A bit after getting all the joists installed and putting the sub-floor down, they added the steel posts and removed the temporary concrete pillars. Now the garage is like an actual room, which was a nice transformation.
I took Megan up on top of it to get a feel for her soon-to-be living space. I think she’ll have plenty of room. Right now, it’s just a nice place to get some sun and enjoy the view.
Meanwhile, at the other end of the house, they’ve been working on the master bedroom wing. The concrete floor was poured and they had the basement level framed out in less than a week. The transformation was pretty amazing, especially from the inside where it suddenly got real seeing how the whole floor was going to be laid out. It’s much more exciting seeing it in real life than it is visualizing it from a paper drawing.
They ended last week having all but one wall of the first floor framed out, which includes the master bedroom, the closets, and the master bathroom. As with the basement level, it was great getting to physically walk through the “rooms” rather than just visualizing them from the drawings. Lori and I walked through it a number of times, probably with facial expressions similar to all the golden-ticket-winning kids from Willy Wonka when they first saw the inside of the factory.
Looking from the master bathroom through the closet hallway into the master bedroom and out to the porch.
The framing of the garage started on Thursday and continued through Friday. After a bunch of prep work and measuring, they framed up the back wall of the garage which has a door and three windows. They built the main part of the wall flat on the floor and then used their forklift to hoist it into place, nailing it to the sill plate.
The weather really treated us well and the rain stopped before 6:00 am on Friday morning. The day turned beautiful and the framing started up again around 7:30. They framed up the end exterior wall and then continued around the corner to the entry door and two of the three garage doors. They couldn’t do the last door yet (the one closest to the house) because they’ll have to remove the roof of the existing garage for that to happen and they weren’t ready to do that yet.
Some time around noon, the beam was delivered that will span the garage. Wayne (Co-Del Construction) found a used beam from a building that was getting ripped apart in Red Lion, and he saved us a bunch of money by doing that. They’re planning on putting the beam up Monday or Tuesday, I think.
After lunch, they framed up the internal walls and then started putting the sheathing on the exterior walls and it really started to look like an actual building. By the time they left for the day, they had all the exterior walls covered and had framed around as far as they could go at this stage.
Our garage doors are oversized and standing next to one made that quite evident. I should have no trouble parking my M1 Abrams tank in the garage, which is good because I hate leaving it out in the rain.
Last week was a busy week. I didn’t do any updates because a lot of the work was not particularly interesting from a picture standpoint. Now that it’s all done and some additional foundation work was done, there are plenty of pictures that show the progress much better.

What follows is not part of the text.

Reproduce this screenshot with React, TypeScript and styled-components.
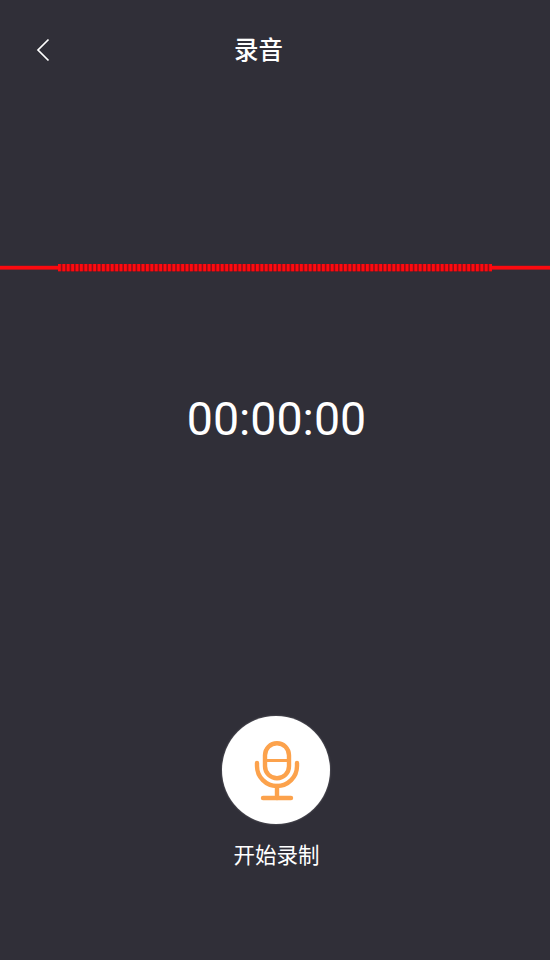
import styled, { createGlobalStyle } from 'styled-components'

const GlobalStyle = createGlobalStyle`
  html, body {
    margin: 0;
    padding: 0;
    background: #302f38;
  }
`

const Page = styled.div`
  width: 550px;
  height: 960px;
  overflow: hidden;
  background: #302f38;
  color: #fff;
  display: flex;
  flex-direction: column;
  font-family: Roboto, "Noto Sans CJK SC", sans-serif;
`

const Header = styled.header`
  height: 102px;
  display: grid;
  grid-template-columns: 100px 1fr 100px;
  align-items: center;
  flex-shrink: 0;
`

const BackButton = styled.button`
  width: 30px;
  height: 30px;
  margin: 0 0 2px 28px;
  padding: 0;
  border: 0;
  background: none;
  display: flex;
  align-items: center;
  justify-content: center;
`

const Title = styled.h1`
  margin: 0 33px 6px 0;
  font-size: 24.5px;
  font-weight: 500;
  text-align: center;
`

const Wave = styled.svg`
  display: block;
  width: 550px;
  height: 16px;
  margin-top: 158px;
  flex-shrink: 0;
`

const Timer = styled.div`
  margin: 113px 0 0 3px;
  height: 60px;
  line-height: 60px;
  font-size: 46.5px;
  text-align: center;
`

const Recorder = styled.div`
  margin-top: 267px;
  display: flex;
  flex-direction: column;
  align-items: center;
`

const RecordButton = styled.button`
  width: 108px;
  height: 108px;
  margin-left: 2px;
  padding: 0;
  border: 0;
  border-radius: 50%;
  background: #fff;
  box-shadow: 0 0 2px rgba(255, 255, 255, 0.35);
  display: flex;
  align-items: center;
  justify-content: center;
`

const MicIcon = styled.svg`
  margin: 2px 0 0 2px;
`

const RecordLabel = styled.span`
  margin-top: 17px;
  margin-left: 3px;
  font-size: 21.5px;
  line-height: 30px;
`

const bars = Array.from({ length: 99 }, (_, i) => 58 + i * 4.4)

const App = () => (
  <Page>
    <GlobalStyle />
    <Header>
      <BackButton aria-label="back">
        <svg width="16" height="26" viewBox="0 0 16 26" fill="none">
          <path d="M13.5 2.5 L3 13 L13.5 23.5" stroke="#fff" strokeWidth="1.7" />
        </svg>
      </BackButton>
      <Title>录音</Title>
    </Header>
    <Wave viewBox="0 0 550 16">
      <rect x="0" y="5.8" width="550" height="3.8" fill="#fb0a0f" />
      <rect x="58" y="4" width="434" height="7.3" fill="#8f0f18" />
      {bars.map((x) => (
        <rect key={x} x={x} y="4" width="2.8" height="7.3" fill="#ff0a0f" />
      ))}
    </Wave>
    <Timer>00:00:00</Timer>
    <Recorder>
      <RecordButton aria-label="start">
        <MicIcon width="46" height="60" viewBox="0 0 46 60" fill="none" stroke="#fca24c" strokeWidth="4.4" strokeLinecap="round">
          <rect x="11" y="2.2" width="24" height="35" rx="12" />
          <path d="M11 19.5 H35" strokeWidth="3.2" />
          <path d="M3 22 V25 A20 20 0 0 0 43 25 V22" />
          <path d="M23 45 V57" />
          <path d="M9 57 H37" />
        </MicIcon>
      </RecordButton>
      <RecordLabel>开始录制</RecordLabel>
    </Recorder>
  </Page>
)

export default App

They finished all the block work for both the garage wing and the master bedroom wing. In the process, we had to lose one of our garage doors because they had to cut a huge chunk out of the concrete floor to run some pipes and tie in that part of the existing floor to the new floor of the new garage. The second picture is on the other side of the no-longer-existing garage door.

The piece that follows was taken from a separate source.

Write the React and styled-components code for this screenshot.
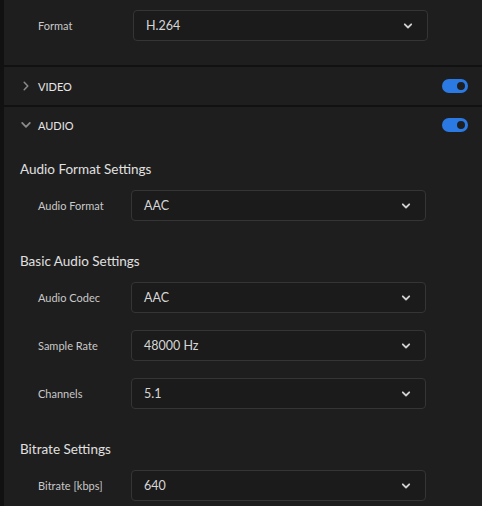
import React from "react";
import styled, { createGlobalStyle } from "styled-components";

const Global = createGlobalStyle`
  html, body {
    margin: 0;
    padding: 0;
    background: #1e1e1e;
  }
  body {
    font-family: Lato, "Open Sans", sans-serif;
    -webkit-font-smoothing: antialiased;
  }
`;

const Panel = styled.div`
  width: 482px;
  height: 506px;
  overflow: hidden;
  box-sizing: border-box;
  background: #1e1e1e;
  border-left: 4px solid #111111;
`;

const TopBlock = styled.div`
  padding: 10px 0 24px 34px;
`;

const Divider = styled.div`
  height: 2px;
  background: #111111;
`;

const SectionHeader = styled.div`
  height: ${(p) => p.$h}px;
  display: flex;
  align-items: center;
  padding: 0 14px 0 16px;
`;

const Chevron = styled.span`
  width: 15px;
  display: flex;
  align-items: center;
`;

const SectionTitle = styled.span`
  flex: 1;
  margin-left: 3px;
  color: #e6e6e6;
  font-size: 11px;
  font-weight: 400;
`;

const Toggle = styled.span`
  width: 26px;
  height: 14px;
  border-radius: 7px;
  background: #2b7ae4;
  display: flex;
  align-items: center;
  justify-content: flex-end;
`;

const Knob = styled.span`
  width: 8px;
  height: 8px;
  border-radius: 50%;
  background: #1f1f1f;
  border: 2px solid #2b7ae4;
  margin-right: 1px;
`;

const Body = styled.div`
  padding: 16px 0 0 16px;
`;

const Group = styled.div`
  display: flex;
  flex-direction: column;
  gap: 17px;
  margin-bottom: 30px;
`;

const GroupTitle = styled.div`
  height: 20px;
  line-height: 20px;
  color: #e0e0e0;
  font-size: 13.5px;
  margin-bottom: -6px;
`;

const Row = styled.div`
  display: flex;
  align-items: center;
  padding-left: ${(p) => p.$pad ?? 18}px;
`;

const Label = styled.div`
  width: ${(p) => p.$w || 93}px;
  color: #c9c9c9;
  font-size: 11px;
`;

const Select = styled.div`
  width: 295px;
  height: 31px;
  box-sizing: border-box;
  display: flex;
  align-items: center;
  justify-content: space-between;
  padding: 0 14px 0 12px;
  background: #1b1b1b;
  border: 1px solid #353535;
  border-radius: 4px;
  color: #d6d6d6;
  font-size: 12.5px;
`;

const ChevronDown = ({ color = "#d0d0d0", size = 10, width = 1.8 }) => (
  <svg width={size} height={size} viewBox="0 0 10 10">
    <path d="M1.8 3.3 L5 6.5 L8.2 3.3" fill="none" stroke={color} strokeWidth={width} strokeLinecap="round" strokeLinejoin="round" />
  </svg>
);

const ChevronRight = () => (
  <svg width="12" height="12" viewBox="0 0 12 12">
    <path d="M4.2 2.2 L7.8 6 L4.2 9.8" fill="none" stroke="#8a8a8a" strokeWidth="1.5" strokeLinecap="round" strokeLinejoin="round" />
  </svg>
);

const Field = ({ label, value, pad, w }) => (
  <Row $pad={pad}>
    <Label $w={w}>{label}</Label>
    <Select>
      <span>{value}</span>
      <ChevronDown />
    </Select>
  </Row>
);

const groups = [
  { title: "Audio Format Settings", fields: [["Audio Format", "AAC"]] },
  {
    title: "Basic Audio Settings",
    fields: [
      ["Audio Codec", "AAC"],
      ["Sample Rate", "48000 Hz"],
      ["Channels", "5.1"],
    ],
  },
  { title: "Bitrate Settings", fields: [["Bitrate [kbps]", "640"]] },
];

export default function App() {
  return (
    <>
      <Global />
      <Panel>
        <TopBlock>
          <Field label="Format" value="H.264" pad={0} w={95} />
        </TopBlock>
        <Divider />
        <SectionHeader $h={38}>
          <Chevron>
            <ChevronRight />
          </Chevron>
          <SectionTitle>VIDEO</SectionTitle>
          <Toggle>
            <Knob />
          </Toggle>
        </SectionHeader>
        <Divider />
        <SectionHeader $h={36}>
          <Chevron>
            <ChevronDown color="#8a8a8a" size={12} width={1.5} />
          </Chevron>
          <SectionTitle>AUDIO</SectionTitle>
          <Toggle>
            <Knob />
          </Toggle>
        </SectionHeader>
        <Body>
          {groups.map((g) => (
            <Group key={g.title}>
              <GroupTitle>{g.title}</GroupTitle>
              {g.fields.map(([l, v]) => (
                <Field key={l} label={l} value={v} />
              ))}
            </Group>
          ))}
        </Body>
      </Panel>
    </>
  );
}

As you can see, they also removed the bottom half of the wall at the end of the existing garage. That was a really bizarre sight to see when I got home that day. They didn’t remove the entire wall for a couple reasons, one of them being weather. The other reason is that the electrical panel is on that wall and they’re not ready to have that moved yet.
The master bedroom wing block walls are all done as well. In this picture, they’re not quite done, but they were the next day. They ran short of the right kind of block for the rest of the top row (on the right side of the picture). They only needed about twelve more blocks. Doh! But now that is all done and it’s about ready to have the floor poured as soon as some electrical fixtures are set up for an in-floor outlet in the library.
Back inside the garage they also removed all the drywall and the plywood from the attic space. They knocked out the back wall and framed it out for the pocket door that will lead from a hallway into the computer room. That was another disconcerting scene to see when I got home, though I didn’t notice it when I walked past the first time. The second time, I did a jump-back, wide-eyed double-take when I noticed it!
They poured the entire new garage floor on Monday, April 13th starting very early in the morning. The floor took just over two truck loads of concrete. For the third load, they got enough to pour the computer room floor as well, so now two out of three foundation floors are all poured and ready to go!
Lori engraved our names in one corner of the garage floor, including a 2014 penny for the year we bought the property and a paw print for the cats. I told Lori I thought it was a good idea to have our names engraved on it so nobody could steal the house.
Just for good measure, Yoda inspected the new garage floor and seemed to approve. Time to frame it up!
The block walls around the garage and the computer room are all finished. The masons were working on the master bedroom wing walls today and are almost finished there as well. They won’t be around on Thursday and it’s supposed to rain on Friday, so we may have to wait until next week to see all the walls completed.
Other things will probably happen during that time, but we don’t know exactly what yet.
Today is the first day we were building up rather than down. The block arrived this morning and the masons all but finished laying the block for the garage wing. It was exciting seeing the beginning stages of the walls, including the locations of the doors. Up until this point, all this stuff could only be seen using the power of… imagination.
Never having been through this process, I was amazed at how many different sizes and shapes of block they use. There were special corner blocks, different size blocks for different height walls, different widths and thicknesses.
Tomorrow, they’ll work on the master bedroom wing and the computer room extension.